*THE PROBLEM:*
Your copy of the material below should match it exactly, except that it holds no pictures.
*** DATASET CONTENT
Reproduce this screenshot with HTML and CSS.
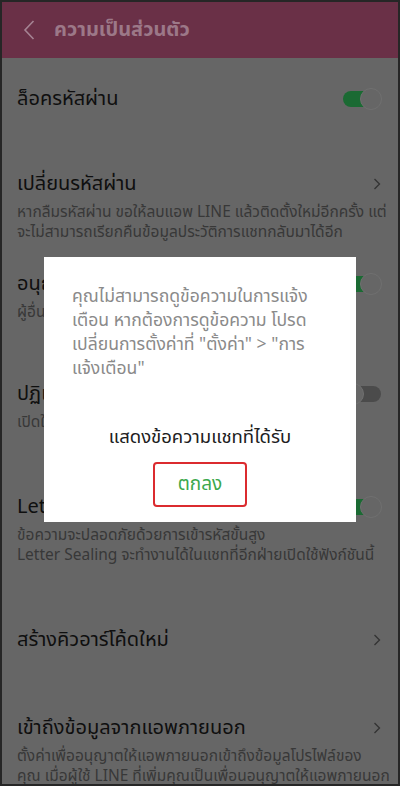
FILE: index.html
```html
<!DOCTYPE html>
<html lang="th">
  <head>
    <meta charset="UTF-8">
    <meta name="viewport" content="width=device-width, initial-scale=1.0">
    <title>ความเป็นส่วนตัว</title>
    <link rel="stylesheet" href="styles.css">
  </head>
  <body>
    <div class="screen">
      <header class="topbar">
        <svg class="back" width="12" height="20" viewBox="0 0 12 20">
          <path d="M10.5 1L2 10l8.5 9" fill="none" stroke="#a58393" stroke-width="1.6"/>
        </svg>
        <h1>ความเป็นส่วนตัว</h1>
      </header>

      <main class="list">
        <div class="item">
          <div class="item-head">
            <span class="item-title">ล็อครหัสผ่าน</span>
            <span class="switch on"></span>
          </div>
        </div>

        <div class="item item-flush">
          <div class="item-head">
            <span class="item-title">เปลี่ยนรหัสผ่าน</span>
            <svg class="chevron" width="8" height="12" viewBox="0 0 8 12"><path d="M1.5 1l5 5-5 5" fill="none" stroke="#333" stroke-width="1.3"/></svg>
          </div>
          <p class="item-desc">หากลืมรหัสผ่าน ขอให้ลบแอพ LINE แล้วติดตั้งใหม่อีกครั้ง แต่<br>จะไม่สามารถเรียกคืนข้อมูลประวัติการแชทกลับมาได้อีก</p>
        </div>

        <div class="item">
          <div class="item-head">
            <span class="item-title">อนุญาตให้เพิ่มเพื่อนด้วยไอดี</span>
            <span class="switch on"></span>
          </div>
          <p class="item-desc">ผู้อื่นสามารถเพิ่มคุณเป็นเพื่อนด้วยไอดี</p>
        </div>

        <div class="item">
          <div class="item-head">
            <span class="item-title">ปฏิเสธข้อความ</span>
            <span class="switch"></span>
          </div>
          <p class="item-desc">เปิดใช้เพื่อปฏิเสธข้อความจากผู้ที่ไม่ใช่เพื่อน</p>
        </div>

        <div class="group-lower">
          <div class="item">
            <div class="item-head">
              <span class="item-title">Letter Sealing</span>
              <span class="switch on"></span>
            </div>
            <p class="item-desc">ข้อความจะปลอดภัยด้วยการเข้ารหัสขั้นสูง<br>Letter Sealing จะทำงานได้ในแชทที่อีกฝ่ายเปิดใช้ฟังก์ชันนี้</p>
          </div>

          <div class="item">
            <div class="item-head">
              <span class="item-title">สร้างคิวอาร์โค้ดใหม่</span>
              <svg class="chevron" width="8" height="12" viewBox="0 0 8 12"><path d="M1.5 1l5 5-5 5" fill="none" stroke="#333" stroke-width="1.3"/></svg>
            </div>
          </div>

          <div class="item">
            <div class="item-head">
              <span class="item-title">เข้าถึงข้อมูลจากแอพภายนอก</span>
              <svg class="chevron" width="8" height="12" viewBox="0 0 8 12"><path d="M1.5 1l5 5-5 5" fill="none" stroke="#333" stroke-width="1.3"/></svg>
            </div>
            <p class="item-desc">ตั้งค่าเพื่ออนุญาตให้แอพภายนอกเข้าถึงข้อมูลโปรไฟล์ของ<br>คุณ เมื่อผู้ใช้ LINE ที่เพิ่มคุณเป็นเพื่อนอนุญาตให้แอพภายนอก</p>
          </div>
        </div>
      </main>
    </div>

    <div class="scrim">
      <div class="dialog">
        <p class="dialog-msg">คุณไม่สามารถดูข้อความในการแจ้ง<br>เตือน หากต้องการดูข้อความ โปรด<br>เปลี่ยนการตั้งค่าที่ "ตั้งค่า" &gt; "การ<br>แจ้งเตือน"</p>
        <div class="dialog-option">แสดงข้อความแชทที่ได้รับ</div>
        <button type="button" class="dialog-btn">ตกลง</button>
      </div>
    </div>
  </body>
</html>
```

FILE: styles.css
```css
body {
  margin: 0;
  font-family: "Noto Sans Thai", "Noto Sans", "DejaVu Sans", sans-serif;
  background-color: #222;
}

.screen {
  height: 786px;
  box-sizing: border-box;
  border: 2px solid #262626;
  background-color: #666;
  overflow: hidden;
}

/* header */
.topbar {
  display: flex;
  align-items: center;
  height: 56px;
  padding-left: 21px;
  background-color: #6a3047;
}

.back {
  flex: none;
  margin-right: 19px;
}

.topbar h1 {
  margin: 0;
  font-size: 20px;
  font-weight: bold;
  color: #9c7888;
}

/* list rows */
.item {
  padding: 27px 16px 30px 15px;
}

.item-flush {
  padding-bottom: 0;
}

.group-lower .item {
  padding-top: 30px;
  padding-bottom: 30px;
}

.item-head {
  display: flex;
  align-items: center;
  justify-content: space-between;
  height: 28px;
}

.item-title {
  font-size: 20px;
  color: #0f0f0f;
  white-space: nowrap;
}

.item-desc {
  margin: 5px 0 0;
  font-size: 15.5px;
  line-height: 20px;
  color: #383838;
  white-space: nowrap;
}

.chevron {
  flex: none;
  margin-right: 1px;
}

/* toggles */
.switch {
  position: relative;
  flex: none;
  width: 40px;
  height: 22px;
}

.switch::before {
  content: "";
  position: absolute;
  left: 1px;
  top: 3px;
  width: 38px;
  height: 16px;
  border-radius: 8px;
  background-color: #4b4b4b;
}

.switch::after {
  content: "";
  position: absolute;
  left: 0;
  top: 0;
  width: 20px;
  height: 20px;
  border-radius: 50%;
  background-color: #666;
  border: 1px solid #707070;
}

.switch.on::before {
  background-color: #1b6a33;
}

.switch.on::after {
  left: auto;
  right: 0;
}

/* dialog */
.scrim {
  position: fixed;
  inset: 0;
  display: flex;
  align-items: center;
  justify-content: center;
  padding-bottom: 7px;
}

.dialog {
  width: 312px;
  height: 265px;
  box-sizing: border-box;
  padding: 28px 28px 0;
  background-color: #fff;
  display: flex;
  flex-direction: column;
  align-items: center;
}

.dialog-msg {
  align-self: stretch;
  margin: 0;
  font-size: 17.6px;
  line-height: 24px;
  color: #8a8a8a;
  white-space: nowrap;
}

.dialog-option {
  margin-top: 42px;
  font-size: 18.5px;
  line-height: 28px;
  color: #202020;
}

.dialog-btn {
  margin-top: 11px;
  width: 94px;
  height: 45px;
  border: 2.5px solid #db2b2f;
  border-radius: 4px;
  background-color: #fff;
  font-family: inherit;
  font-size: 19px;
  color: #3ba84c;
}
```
******
*OUTPUT FOR THIS TASK:*
Reproduce this screenshot with HTML and CSS.
FILE: index.html
```html
<!DOCTYPE html>
<html lang="th">
  <head>
    <meta charset="UTF-8">
    <meta name="viewport" content="width=device-width, initial-scale=1.0">
    <title>ความเป็นส่วนตัว</title>
    <link rel="stylesheet" href="styles.css">
  </head>
  <body>
    <div class="screen">
      <header class="topbar">
        <svg class="back" width="12" height="20" viewBox="0 0 12 20">
          <path d="M10.5 1L2 10l8.5 9" fill="none" stroke="#a58393" stroke-width="1.6"/>
        </svg>
        <h1>ความเป็นส่วนตัว</h1>
      </header>

      <main class="list">
        <div class="item">
          <div class="item-head">
            <span class="item-title">ล็อครหัสผ่าน</span>
            <span class="switch on"></span>
          </div>
        </div>

        <div class="item item-flush">
          <div class="item-head">
            <span class="item-title">เปลี่ยนรหัสผ่าน</span>
            <svg class="chevron" width="8" height="12" viewBox="0 0 8 12"><path d="M1.5 1l5 5-5 5" fill="none" stroke="#333" stroke-width="1.3"/></svg>
          </div>
          <p class="item-desc">หากลืมรหัสผ่าน ขอให้ลบแอพ LINE แล้วติดตั้งใหม่อีกครั้ง แต่<br>จะไม่สามารถเรียกคืนข้อมูลประวัติการแชทกลับมาได้อีก</p>
        </div>

        <div class="item">
          <div class="item-head">
            <span class="item-title">อนุญาตให้เพิ่มเพื่อนด้วยไอดี</span>
            <span class="switch on"></span>
          </div>
          <p class="item-desc">ผู้อื่นสามารถเพิ่มคุณเป็นเพื่อนด้วยไอดี</p>
        </div>

        <div class="item">
          <div class="item-head">
            <span class="item-title">ปฏิเสธข้อความ</span>
            <span class="switch"></span>
          </div>
          <p class="item-desc">เปิดใช้เพื่อปฏิเสธข้อความจากผู้ที่ไม่ใช่เพื่อน</p>
        </div>

        <div class="group-lower">
          <div class="item">
            <div class="item-head">
              <span class="item-title">Letter Sealing</span>
              <span class="switch on"></span>
            </div>
            <p class="item-desc">ข้อความจะปลอดภัยด้วยการเข้ารหัสขั้นสูง<br>Letter Sealing จะทำงานได้ในแชทที่อีกฝ่ายเปิดใช้ฟังก์ชันนี้</p>
          </div>

          <div class="item">
            <div class="item-head">
              <span class="item-title">สร้างคิวอาร์โค้ดใหม่</span>
              <svg class="chevron" width="8" height="12" viewBox="0 0 8 12"><path d="M1.5 1l5 5-5 5" fill="none" stroke="#333" stroke-width="1.3"/></svg>
            </div>
          </div>

          <div class="item">
            <div class="item-head">
              <span class="item-title">เข้าถึงข้อมูลจากแอพภายนอก</span>
              <svg class="chevron" width="8" height="12" viewBox="0 0 8 12"><path d="M1.5 1l5 5-5 5" fill="none" stroke="#333" stroke-width="1.3"/></svg>
            </div>
            <p class="item-desc">ตั้งค่าเพื่ออนุญาตให้แอพภายนอกเข้าถึงข้อมูลโปรไฟล์ของ<br>คุณ เมื่อผู้ใช้ LINE ที่เพิ่มคุณเป็นเพื่อนอนุญาตให้แอพภายนอก</p>
          </div>
        </div>
      </main>
    </div>

    <div class="scrim">
      <div class="dialog">
        <p class="dialog-msg">คุณไม่สามารถดูข้อความในการแจ้ง<br>เตือน หากต้องการดูข้อความ โปรด<br>เปลี่ยนการตั้งค่าที่ "ตั้งค่า" &gt; "การ<br>แจ้งเตือน"</p>
        <div class="dialog-option">แสดงข้อความแชทที่ได้รับ</div>
        <button type="button" class="dialog-btn">ตกลง</button>
      </div>
    </div>
  </body>
</html>
```

FILE: styles.css
```css
body {
  margin: 0;
  font-family: "Noto Sans Thai", "Noto Sans", "DejaVu Sans", sans-serif;
  background-color: #222;
}

.screen {
  height: 786px;
  box-sizing: border-box;
  border: 2px solid #262626;
  background-color: #666;
  overflow: hidden;
}

/* header */
.topbar {
  display: flex;
  align-items: center;
  height: 56px;
  padding-left: 21px;
  background-color: #6a3047;
}

.back {
  flex: none;
  margin-right: 19px;
}

.topbar h1 {
  margin: 0;
  font-size: 20px;
  font-weight: bold;
  color: #9c7888;
}

/* list rows */
.item {
  padding: 27px 16px 30px 15px;
}

.item-flush {
  padding-bottom: 0;
}

.group-lower .item {
  padding-top: 30px;
  padding-bottom: 30px;
}

.item-head {
  display: flex;
  align-items: center;
  justify-content: space-between;
  height: 28px;
}

.item-title {
  font-size: 20px;
  color: #0f0f0f;
  white-space: nowrap;
}

.item-desc {
  margin: 5px 0 0;
  font-size: 15.5px;
  line-height: 20px;
  color: #383838;
  white-space: nowrap;
}

.chevron {
  flex: none;
  margin-right: 1px;
}

/* toggles */
.switch {
  position: relative;
  flex: none;
  width: 40px;
  height: 22px;
}

.switch::before {
  content: "";
  position: absolute;
  left: 1px;
  top: 3px;
  width: 38px;
  height: 16px;
  border-radius: 8px;
  background-color: #4b4b4b;
}

.switch::after {
  content: "";
  position: absolute;
  left: 0;
  top: 0;
  width: 20px;
  height: 20px;
  border-radius: 50%;
  background-color: #666;
  border: 1px solid #707070;
}

.switch.on::before {
  background-color: #1b6a33;
}

.switch.on::after {
  left: auto;
  right: 0;
}

/* dialog */
.scrim {
  position: fixed;
  inset: 0;
  display: flex;
  align-items: center;
  justify-content: center;
  padding-bottom: 7px;
}

.dialog {
  width: 312px;
  height: 265px;
  box-sizing: border-box;
  padding: 28px 28px 0;
  background-color: #fff;
  display: flex;
  flex-direction: column;
  align-items: center;
}

.dialog-msg {
  align-self: stretch;
  margin: 0;
  font-size: 17.6px;
  line-height: 24px;
  color: #8a8a8a;
  white-space: nowrap;
}

.dialog-option {
  margin-top: 42px;
  font-size: 18.5px;
  line-height: 28px;
  color: #202020;
}

.dialog-btn {
  margin-top: 11px;
  width: 94px;
  height: 45px;
  border: 2.5px solid #db2b2f;
  border-radius: 4px;
  background-color: #fff;
  font-family: inherit;
  font-size: 19px;
  color: #3ba84c;
}
```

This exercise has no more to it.